Many fractals are formed by performing some simple action over and over again, in a sequence of recursive steps. At each step the input is some simple shape – a polygonal curve, say – and the output is some modification of that shape.

### The Cantor Set

The most simple example is the Cantor set. Beginning with a line segment, we remove the middle third, resulting in two segments. We repeat this same action on each of these segments, resulting in four. At the next step we have eight, and then sixteen. This continues ad infinitum (or as long as the limitations of our computer will allow).

Let's construct this on GeoGebra. Begin with an arbitrary line segment a. The Point function allows us to select any point along the length of a; Point[a,0] is the initial endpoint, and Point[a,1] is the terminal endpoint. To remove the middle third of a, we replace it with the two segments

Segment[Point[a,0],Point[a,1/3]]

Segment[Point[a,2/3],Point[a,1]]

Note that this amounts to two commands. Think about it. If we go about our process like this, at each step the number of commands will have to double, and the amount of work we're doing will increase at an exponential rate. That's not good! We need a way of performing each step with a single command. But that's easy: use a list. Our command will be

{Segment[Point[a,0],Point[a,1/3]],Segment[Point[a,2/3],Point[a,1]]}

which results in the pair of line segments: {*,*}. Now, at each stage we want the output to have the same form as the input, so we should begin, not with a single line segment, but with a list containing a single line segment: {*}. Then at each stage the input and the output will be lists of segments.

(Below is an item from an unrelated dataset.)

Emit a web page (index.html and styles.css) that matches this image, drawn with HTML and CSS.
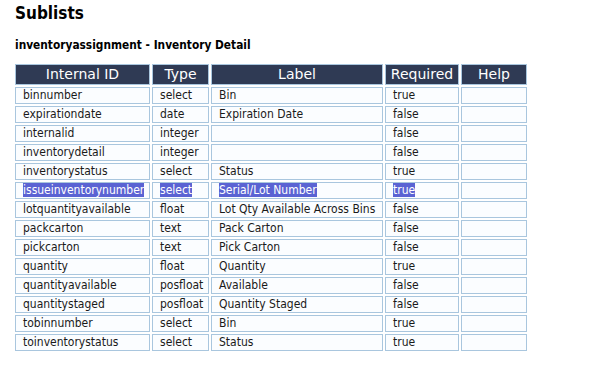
FILE: index.html
```html
<!DOCTYPE html>
<html>
<head>
<meta charset="utf-8">
<link rel="stylesheet" href="styles.css">
</head>
<body>
<h1 class="title">Sublists</h1>
<h2 class="subtitle">inventoryassignment - Inventory Detail</h2>
<table class="fields">
  <colgroup>
    <col class="c1"><col class="c2"><col class="c3"><col class="c4"><col class="c5">
  </colgroup>
  <thead>
    <tr><th>Internal ID</th><th>Type</th><th>Label</th><th>Required</th><th>Help</th></tr>
  </thead>
  <tbody>
    <tr><td>binnumber</td><td>select</td><td>Bin</td><td>true</td><td></td></tr>
    <tr><td>expirationdate</td><td>date</td><td>Expiration Date</td><td>false</td><td></td></tr>
    <tr><td>internalid</td><td>integer</td><td></td><td>false</td><td></td></tr>
    <tr><td>inventorydetail</td><td>integer</td><td></td><td>false</td><td></td></tr>
    <tr><td>inventorystatus</td><td>select</td><td>Status</td><td>true</td><td></td></tr>
    <tr><td><span class="sel">issueinventorynumber</span></td><td><span class="sel">select</span></td><td><span class="sel">Serial/Lot Number </span></td><td><span class="sel">true</span></td><td></td></tr>
    <tr><td>lotquantityavailable</td><td>float</td><td>Lot Qty Available Across Bins</td><td>false</td><td></td></tr>
    <tr><td>packcarton</td><td>text</td><td>Pack Carton</td><td>false</td><td></td></tr>
    <tr><td>pickcarton</td><td>text</td><td>Pick Carton</td><td>false</td><td></td></tr>
    <tr><td>quantity</td><td>float</td><td>Quantity</td><td>true</td><td></td></tr>
    <tr><td>quantityavailable</td><td>posfloat</td><td>Available</td><td>false</td><td></td></tr>
    <tr><td>quantitystaged</td><td>posfloat</td><td>Quantity Staged</td><td>false</td><td></td></tr>
    <tr><td>tobinnumber</td><td>select</td><td>Bin</td><td>true</td><td></td></tr>
    <tr><td>toinventorystatus</td><td>select</td><td>Status</td><td>true</td><td></td></tr>
  </tbody>
</table>
</body>
</html>
```
FILE: styles.css
```css
html, body {
  margin: 0;
  padding: 0;
  background: #ffffff;
}
body {
  padding: 0 13px;
  font-family: "DejaVu Sans Condensed", "DejaVu Sans", Verdana, sans-serif;
  color: #1a1a1a;
}
.title {
  font-size: 17px;
  font-weight: bold;
  margin: 0;
  padding-top: 2px;
  padding-left: 2px;
  line-height: 22px;
  color: #000;
}
.subtitle {
  font-size: 11.8px;
  font-weight: bold;
  margin: 0;
  padding-top: 14px;
  padding-left: 2px;
  line-height: 14px;
  color: #000;
}
.fields {
  margin-top: 10px;
  border-collapse: separate;
  border-spacing: 2px;
  table-layout: fixed;
  width: 516px;
  font-size: 12px;
}
.c1 { width: 135px; }
.c2 { width: 57px; }
.c3 { width: 172px; }
.c4 { width: 74px; }
.c5 { width: 66px; }
.fields th {
  background: #2f3a54;
  color: #ffffff;
  font-family: "DejaVu Sans", Verdana, sans-serif;
  font-weight: normal;
  font-size: 14px;
  border: 1px solid #a9c6de;
  height: 19px;
  padding: 0;
  text-align: center;
  line-height: 19px;
}
.fields td {
  background: #fbfdff;
  border: 1px solid #a9c6de;
  height: 15px;
  padding: 0 0 0 7px;
  line-height: 15px;
  white-space: nowrap;
  overflow: hidden;
}
.sel {
  background: #5a63d3;
  color: #ffffff;
}
```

So let's start over: list1 will be the list {a}, and list2 will be

{
Segment[
Point[a,0],
Point[a,1/3]
],
Segment[
Point[a,2/3],
Point[a,1]
]
}

Then list3 will be created by performing the same action on each of these segments. They aren't named, but we can access them through the Element function. Element[list2,1] is the first segment, and Element[list2,2] is the second. So list3 is

{
Segment[
Point[Element[list2,1],0],
Point[Element[list2,1],1/3]
],
Segment[
Point[Element[list2,1],2/3],
Point[Element[list2,1],1]
],
Segment[
Point[Element[list2,2],0],
Point[Element[list2,2],1/3]
],
Segment[
Point[Element[list2,2],2/3],
Point[Element[list2,2],1]
]
}

This accomplishes what we desire, but is still unsatisfactory. The amount of typing is still going to double at each stage if we have to enter the segments by hand. We need a way of making the computer read through them on its own. This can be done with the Sequence command. The entry

Sequence[F(k),k,1,n]

returns the list

{F(1),F(2),…,F(n)}

where F is some function accepting an integer as an argument. In our case, the n should be the number of elements in list2, or Length[list2]. The function should return the pair of segments resulting from removing the middle third from Element[list2,k] for each k, or

{
Segment[
Point[Element[list2,k],0],
Point[Element[list2,k],1/3]
],
Segment[
Point[Element[list2,k],2/3],
Point[Element[list2,k],1]
]
}

If we use this as our F(k), the output will be of the form {{*,*},{*,*}}. However, we want a list of segments, not a list of pairs of segments. So after running through the sequence we'll apply the Join command, resulting in {*,*,*,*}. Thus:

Join[
Sequence[
{
Segment[
Point[Element[list2,k],0],
Point[Element[list2,k],1/3]
],
Segment[
Point[Element[list2,k],2/3],
Point[Element[list2,k],1]
]
},
k,
1,
Length[list2]
]
]

list3=Join[Sequence[{Segment[Point[Element[list2,k],0],
Point[Element[list2,k],1/3]],Segment[Point[Element[list2,k],2/3],
Point[Element[list2,k],1]]},k,1,Length[list2]]]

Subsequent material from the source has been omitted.